* EXERCISE *
Extract every line where the string "React" appears.

* DATASET SECTION *

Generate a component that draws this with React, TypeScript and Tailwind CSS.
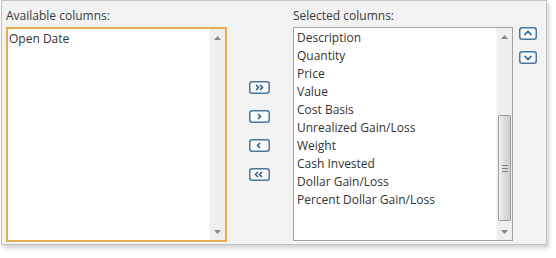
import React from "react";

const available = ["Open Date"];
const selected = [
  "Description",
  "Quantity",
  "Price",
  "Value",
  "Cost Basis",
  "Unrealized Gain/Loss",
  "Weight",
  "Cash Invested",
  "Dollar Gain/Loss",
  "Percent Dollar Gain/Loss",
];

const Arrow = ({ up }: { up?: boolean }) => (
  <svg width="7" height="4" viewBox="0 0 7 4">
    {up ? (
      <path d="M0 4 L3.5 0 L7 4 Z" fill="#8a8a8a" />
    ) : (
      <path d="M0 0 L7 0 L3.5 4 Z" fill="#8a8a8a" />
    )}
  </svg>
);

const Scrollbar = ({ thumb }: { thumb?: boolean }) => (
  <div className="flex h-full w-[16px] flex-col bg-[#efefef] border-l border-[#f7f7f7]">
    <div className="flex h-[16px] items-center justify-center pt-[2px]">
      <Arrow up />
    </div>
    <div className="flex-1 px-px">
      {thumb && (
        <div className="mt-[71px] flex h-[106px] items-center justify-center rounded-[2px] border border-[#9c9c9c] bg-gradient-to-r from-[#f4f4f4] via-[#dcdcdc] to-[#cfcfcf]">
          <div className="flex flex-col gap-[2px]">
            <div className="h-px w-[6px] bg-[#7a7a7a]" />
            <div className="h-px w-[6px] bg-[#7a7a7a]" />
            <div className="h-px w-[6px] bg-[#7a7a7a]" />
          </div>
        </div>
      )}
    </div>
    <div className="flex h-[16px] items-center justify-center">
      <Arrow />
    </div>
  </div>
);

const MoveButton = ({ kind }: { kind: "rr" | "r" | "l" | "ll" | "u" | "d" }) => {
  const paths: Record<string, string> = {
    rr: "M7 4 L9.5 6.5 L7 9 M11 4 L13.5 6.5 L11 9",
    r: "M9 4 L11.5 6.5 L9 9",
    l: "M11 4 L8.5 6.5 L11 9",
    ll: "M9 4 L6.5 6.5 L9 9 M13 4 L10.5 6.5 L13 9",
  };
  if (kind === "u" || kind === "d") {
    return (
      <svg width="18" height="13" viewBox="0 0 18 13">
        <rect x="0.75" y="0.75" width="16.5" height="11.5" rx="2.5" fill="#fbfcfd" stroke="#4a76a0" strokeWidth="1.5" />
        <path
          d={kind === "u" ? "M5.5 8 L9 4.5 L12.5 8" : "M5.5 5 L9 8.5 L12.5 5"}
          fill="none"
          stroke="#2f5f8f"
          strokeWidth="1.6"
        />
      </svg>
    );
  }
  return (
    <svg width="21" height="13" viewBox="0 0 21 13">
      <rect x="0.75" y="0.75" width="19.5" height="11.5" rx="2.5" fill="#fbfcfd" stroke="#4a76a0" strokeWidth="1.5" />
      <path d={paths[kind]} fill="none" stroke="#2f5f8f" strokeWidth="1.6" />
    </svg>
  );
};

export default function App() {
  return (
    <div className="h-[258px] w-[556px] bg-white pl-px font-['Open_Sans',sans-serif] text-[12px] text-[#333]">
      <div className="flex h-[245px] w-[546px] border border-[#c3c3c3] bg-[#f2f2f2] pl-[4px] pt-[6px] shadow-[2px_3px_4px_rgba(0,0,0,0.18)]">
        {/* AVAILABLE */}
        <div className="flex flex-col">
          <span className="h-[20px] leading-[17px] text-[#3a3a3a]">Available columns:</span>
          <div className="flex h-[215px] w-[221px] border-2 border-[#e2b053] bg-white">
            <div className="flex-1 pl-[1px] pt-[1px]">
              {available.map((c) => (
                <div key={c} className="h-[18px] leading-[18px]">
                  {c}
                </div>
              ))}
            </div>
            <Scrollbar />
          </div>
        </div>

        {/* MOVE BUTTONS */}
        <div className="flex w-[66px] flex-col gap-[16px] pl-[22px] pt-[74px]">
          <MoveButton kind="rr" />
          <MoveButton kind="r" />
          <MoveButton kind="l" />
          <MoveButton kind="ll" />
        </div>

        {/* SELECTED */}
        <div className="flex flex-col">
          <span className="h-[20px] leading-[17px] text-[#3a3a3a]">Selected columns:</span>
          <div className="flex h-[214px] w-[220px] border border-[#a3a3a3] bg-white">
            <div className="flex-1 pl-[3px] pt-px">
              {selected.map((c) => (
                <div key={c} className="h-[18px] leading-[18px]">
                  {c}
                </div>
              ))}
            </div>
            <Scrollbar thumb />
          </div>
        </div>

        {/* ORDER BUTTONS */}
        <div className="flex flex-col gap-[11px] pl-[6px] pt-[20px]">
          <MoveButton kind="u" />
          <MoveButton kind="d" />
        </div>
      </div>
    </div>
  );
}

* SOLUTION FOR THIS EXERCISE *
Generate a component that draws this with React, TypeScript and Tailwind CSS.
import React from "react";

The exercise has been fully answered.